Hidayati, yang juga Kepala Dinas Pariwisata Sumut, mengatakan, mereka kini terus mengemas pariwisata berbasis geopark di Danau Toba. Perjalanan wisata Danau Toba tidak bisa lagi hanya mengandalkan rute-rute konvensional seperti berwisata di Parapat lalu menyeberang ke Pulau Samosir.
Badan Pengelola GKT kini menyiapkan 16 geoarea yang tersebar di seluruh kawasan Danau Toba. Perjalanan wisata pun akan dikemas dalam satu narasi kekayaan geologi, keanekaragaman hayati, dan kebudayaan.
Arie Prasetyo mengatakan, pariwisata berbasis geopark merupakan salah satu atraksi yang sangat menarik bagi wisatawan. Narasi letusan dahsyat supervolcano Toba 74.000 tahun lalu menjadi daya tarik bagi pariwisata Danau Toba.

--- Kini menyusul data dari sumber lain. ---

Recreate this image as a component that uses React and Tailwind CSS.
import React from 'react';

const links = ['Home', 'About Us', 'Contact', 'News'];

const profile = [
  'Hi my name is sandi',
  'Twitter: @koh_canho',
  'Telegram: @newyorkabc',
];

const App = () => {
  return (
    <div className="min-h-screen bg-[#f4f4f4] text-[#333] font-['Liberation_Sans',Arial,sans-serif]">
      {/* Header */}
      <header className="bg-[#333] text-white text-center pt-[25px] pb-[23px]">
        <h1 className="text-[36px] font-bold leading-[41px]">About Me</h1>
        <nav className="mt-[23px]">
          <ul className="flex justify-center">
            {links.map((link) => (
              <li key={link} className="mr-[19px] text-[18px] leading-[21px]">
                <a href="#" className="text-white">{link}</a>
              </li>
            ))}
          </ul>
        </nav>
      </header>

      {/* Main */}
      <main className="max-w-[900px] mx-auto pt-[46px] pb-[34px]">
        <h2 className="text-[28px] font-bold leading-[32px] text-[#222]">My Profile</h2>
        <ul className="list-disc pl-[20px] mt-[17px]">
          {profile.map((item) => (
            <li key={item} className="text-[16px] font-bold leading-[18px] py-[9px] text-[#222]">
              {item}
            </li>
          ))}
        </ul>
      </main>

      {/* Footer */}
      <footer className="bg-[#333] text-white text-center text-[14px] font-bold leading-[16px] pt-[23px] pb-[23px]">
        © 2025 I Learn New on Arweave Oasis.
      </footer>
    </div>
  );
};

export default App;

Di Kaldera Toba, para wisatawan bisa menikmati keragaman bumi, kekayaan narasi geologi, dan kebudayaan masyarakat yang hidup di dalamnya. “Berkunjung ke Kaldera Toba akan menjadi pengalaman yang sangat menarik bagi wisatawan,” katanya.
Para wisatawan bisa melihat dan menyentuh batu berusia ratusan ribu hingga jutaan tahun hasil letusan gunung purba Toba. “Wisata berbasis ilmu pengetahuan seperti ini akan menjadi napas baru bagi pariwisata Danau Toba,” katanya.